## Start STORED DATA

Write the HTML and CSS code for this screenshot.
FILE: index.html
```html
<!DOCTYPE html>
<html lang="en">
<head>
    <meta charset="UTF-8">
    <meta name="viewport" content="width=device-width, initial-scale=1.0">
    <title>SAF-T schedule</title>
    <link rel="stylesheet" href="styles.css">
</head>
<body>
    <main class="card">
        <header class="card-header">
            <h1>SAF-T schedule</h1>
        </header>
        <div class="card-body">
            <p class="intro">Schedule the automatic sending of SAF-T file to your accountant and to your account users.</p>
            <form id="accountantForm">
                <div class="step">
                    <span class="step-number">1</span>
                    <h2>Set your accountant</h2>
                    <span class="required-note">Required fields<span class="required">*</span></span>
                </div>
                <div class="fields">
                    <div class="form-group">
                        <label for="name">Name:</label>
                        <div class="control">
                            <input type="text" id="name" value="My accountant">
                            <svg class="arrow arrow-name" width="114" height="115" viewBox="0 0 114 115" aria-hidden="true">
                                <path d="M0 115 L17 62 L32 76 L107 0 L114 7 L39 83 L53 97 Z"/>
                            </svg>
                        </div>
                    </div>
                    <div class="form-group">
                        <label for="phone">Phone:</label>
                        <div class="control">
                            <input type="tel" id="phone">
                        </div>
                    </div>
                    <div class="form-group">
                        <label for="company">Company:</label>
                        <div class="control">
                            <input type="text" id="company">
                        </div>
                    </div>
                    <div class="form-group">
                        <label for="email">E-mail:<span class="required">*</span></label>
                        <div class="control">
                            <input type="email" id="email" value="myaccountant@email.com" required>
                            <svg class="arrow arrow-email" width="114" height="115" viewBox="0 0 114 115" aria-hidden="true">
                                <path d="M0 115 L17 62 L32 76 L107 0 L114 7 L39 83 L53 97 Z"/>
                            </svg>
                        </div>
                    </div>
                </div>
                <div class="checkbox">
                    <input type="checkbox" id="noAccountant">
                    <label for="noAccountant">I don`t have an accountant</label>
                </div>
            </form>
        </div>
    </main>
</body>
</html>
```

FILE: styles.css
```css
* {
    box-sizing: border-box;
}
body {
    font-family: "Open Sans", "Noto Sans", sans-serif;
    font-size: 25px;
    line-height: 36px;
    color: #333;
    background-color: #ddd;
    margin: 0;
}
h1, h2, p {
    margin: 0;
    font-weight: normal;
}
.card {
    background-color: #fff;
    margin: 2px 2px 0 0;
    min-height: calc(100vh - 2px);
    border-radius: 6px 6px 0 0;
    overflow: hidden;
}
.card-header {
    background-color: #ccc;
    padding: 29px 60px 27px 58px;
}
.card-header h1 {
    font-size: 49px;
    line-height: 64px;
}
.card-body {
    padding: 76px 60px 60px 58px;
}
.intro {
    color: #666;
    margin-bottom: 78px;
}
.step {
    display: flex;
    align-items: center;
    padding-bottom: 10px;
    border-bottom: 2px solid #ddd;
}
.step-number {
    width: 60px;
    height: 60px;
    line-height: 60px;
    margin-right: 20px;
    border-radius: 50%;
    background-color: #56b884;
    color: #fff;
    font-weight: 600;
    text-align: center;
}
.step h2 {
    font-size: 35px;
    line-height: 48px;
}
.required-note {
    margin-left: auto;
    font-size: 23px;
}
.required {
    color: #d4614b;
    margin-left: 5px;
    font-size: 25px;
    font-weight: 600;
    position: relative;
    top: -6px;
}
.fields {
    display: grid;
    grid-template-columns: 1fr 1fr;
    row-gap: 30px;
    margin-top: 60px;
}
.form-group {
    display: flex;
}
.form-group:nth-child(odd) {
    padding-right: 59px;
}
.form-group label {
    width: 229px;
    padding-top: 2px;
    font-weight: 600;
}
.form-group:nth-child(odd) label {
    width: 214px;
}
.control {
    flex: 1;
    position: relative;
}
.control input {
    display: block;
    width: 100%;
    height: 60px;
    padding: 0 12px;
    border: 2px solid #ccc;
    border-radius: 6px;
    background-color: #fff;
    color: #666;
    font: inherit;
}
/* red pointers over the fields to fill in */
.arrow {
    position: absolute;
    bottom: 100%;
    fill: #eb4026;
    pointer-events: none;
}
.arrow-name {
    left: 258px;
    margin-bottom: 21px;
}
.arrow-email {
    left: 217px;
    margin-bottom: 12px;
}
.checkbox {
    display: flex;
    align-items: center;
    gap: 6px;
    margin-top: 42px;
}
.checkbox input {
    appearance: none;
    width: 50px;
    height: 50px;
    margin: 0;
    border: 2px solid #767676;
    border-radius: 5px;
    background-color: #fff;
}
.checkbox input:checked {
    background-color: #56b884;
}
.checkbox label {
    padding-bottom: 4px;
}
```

## End STORED DATA
## Start STORED DATA

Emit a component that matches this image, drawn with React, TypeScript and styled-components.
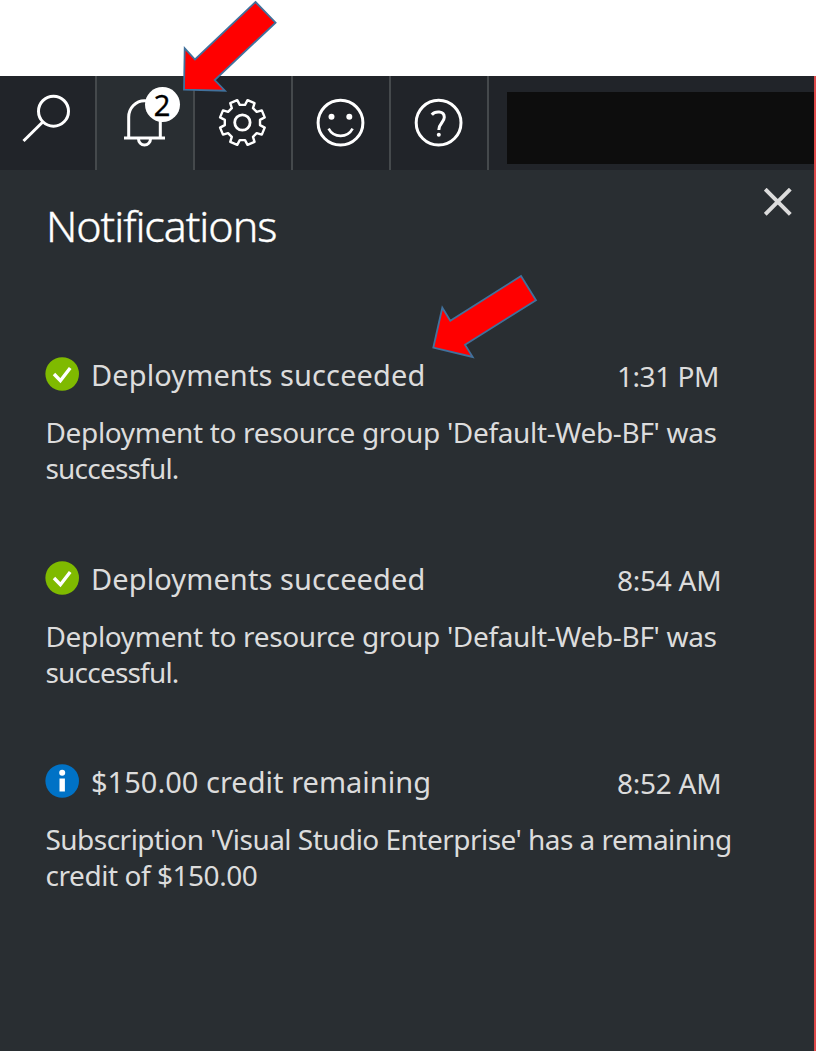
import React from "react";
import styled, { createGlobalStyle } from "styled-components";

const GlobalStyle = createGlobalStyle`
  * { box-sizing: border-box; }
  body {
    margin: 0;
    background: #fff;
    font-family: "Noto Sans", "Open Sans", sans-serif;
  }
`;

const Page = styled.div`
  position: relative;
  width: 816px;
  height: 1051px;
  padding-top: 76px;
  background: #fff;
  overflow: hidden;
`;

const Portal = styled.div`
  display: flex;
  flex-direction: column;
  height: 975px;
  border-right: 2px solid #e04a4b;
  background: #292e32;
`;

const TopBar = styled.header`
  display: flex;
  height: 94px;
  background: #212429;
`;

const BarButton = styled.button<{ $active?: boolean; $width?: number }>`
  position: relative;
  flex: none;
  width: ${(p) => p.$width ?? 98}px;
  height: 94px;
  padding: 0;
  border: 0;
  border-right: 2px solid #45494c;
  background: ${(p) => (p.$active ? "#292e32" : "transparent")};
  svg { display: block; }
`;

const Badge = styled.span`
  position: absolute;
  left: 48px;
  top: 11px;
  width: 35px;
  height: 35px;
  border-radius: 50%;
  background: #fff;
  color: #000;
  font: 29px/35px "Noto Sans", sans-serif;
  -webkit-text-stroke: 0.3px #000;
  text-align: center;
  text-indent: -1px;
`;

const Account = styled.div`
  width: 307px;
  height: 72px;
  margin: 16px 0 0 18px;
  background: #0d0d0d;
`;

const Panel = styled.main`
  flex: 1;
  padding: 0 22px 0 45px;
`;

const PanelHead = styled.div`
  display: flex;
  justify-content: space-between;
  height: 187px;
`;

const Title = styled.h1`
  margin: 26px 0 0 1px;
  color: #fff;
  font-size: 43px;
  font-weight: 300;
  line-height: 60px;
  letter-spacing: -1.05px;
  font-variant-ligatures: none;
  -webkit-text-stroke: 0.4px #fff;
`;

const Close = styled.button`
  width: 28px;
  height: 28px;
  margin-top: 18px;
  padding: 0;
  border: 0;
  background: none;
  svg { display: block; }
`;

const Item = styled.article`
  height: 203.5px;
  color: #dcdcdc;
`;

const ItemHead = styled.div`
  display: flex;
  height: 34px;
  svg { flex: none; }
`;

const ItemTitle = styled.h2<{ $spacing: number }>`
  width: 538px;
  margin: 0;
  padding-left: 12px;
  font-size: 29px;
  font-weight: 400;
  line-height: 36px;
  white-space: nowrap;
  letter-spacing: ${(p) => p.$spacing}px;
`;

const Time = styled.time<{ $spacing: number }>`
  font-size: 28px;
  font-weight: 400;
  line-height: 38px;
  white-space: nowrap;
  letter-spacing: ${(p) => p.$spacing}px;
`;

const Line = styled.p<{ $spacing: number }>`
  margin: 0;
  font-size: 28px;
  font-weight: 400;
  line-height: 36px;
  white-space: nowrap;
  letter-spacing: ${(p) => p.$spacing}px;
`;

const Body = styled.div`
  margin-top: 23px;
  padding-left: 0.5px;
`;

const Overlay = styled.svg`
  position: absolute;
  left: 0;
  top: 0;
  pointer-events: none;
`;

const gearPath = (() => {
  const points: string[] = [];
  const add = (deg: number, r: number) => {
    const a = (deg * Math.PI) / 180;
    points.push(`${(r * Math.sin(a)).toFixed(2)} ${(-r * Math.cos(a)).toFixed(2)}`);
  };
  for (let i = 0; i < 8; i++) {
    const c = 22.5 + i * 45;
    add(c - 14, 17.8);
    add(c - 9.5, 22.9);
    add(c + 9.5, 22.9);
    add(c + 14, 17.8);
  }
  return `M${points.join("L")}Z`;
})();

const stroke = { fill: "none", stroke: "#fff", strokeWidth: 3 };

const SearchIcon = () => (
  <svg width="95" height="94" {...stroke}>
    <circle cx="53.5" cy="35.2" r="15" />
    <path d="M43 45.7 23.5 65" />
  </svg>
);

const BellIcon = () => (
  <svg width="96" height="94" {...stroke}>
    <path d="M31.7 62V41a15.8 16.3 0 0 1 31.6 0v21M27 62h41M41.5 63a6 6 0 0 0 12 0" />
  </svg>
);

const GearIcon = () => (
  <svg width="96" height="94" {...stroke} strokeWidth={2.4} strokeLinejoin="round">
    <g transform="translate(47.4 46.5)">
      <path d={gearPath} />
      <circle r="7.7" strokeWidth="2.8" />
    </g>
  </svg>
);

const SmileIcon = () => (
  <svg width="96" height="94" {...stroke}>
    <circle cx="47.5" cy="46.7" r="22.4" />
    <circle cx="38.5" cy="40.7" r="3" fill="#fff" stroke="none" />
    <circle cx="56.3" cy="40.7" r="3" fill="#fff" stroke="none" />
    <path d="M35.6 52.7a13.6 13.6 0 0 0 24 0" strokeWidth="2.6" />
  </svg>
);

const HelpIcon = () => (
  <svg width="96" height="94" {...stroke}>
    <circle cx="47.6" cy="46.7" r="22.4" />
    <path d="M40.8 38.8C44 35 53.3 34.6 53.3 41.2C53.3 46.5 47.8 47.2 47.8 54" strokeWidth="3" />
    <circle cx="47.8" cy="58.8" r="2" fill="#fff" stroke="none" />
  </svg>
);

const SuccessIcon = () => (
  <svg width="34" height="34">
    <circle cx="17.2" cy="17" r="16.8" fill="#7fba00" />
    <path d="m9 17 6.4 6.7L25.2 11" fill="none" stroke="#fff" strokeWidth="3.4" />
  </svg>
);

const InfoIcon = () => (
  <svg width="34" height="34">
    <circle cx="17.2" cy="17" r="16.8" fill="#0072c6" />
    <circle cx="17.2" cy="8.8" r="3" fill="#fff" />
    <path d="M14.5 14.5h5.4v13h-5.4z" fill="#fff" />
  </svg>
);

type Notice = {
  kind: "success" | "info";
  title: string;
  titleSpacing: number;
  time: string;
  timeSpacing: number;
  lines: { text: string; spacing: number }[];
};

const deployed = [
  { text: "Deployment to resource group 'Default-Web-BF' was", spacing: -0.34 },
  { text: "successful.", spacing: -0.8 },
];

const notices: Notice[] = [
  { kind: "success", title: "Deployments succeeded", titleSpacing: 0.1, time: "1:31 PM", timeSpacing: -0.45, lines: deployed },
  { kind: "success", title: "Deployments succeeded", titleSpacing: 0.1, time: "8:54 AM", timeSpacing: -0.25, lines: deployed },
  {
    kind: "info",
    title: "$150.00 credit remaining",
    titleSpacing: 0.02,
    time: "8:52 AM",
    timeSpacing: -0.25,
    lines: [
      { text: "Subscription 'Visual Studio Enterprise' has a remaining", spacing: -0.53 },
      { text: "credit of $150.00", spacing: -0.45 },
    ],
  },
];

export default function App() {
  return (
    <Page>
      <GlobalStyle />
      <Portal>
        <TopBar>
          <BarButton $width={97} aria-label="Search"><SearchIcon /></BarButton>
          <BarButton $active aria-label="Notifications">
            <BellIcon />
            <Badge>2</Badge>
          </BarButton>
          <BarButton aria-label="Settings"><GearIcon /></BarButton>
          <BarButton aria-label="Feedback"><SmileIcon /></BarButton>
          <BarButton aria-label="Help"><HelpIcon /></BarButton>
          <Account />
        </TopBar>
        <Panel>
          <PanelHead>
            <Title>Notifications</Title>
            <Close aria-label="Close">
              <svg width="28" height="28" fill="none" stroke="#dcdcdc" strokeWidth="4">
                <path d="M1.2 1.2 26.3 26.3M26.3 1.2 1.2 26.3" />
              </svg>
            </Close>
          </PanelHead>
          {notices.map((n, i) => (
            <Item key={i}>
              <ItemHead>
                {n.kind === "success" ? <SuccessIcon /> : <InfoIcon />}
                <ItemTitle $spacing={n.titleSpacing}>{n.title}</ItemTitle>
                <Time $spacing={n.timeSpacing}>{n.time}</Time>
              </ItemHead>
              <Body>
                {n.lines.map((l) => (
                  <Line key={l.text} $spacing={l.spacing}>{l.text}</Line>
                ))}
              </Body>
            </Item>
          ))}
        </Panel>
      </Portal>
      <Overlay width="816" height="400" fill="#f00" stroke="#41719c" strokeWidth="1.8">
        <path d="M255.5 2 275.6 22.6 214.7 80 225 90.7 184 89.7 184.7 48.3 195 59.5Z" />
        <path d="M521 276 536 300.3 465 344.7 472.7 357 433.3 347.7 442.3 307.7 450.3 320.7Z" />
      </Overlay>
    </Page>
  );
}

## End STORED DATA

SET TASK:
Extract every line from the records above that contains the word "components".

SOLVED PROBLEM:
Emit a component that matches this image, drawn with React, TypeScript and styled-components.
import styled, { createGlobalStyle } from "styled-components";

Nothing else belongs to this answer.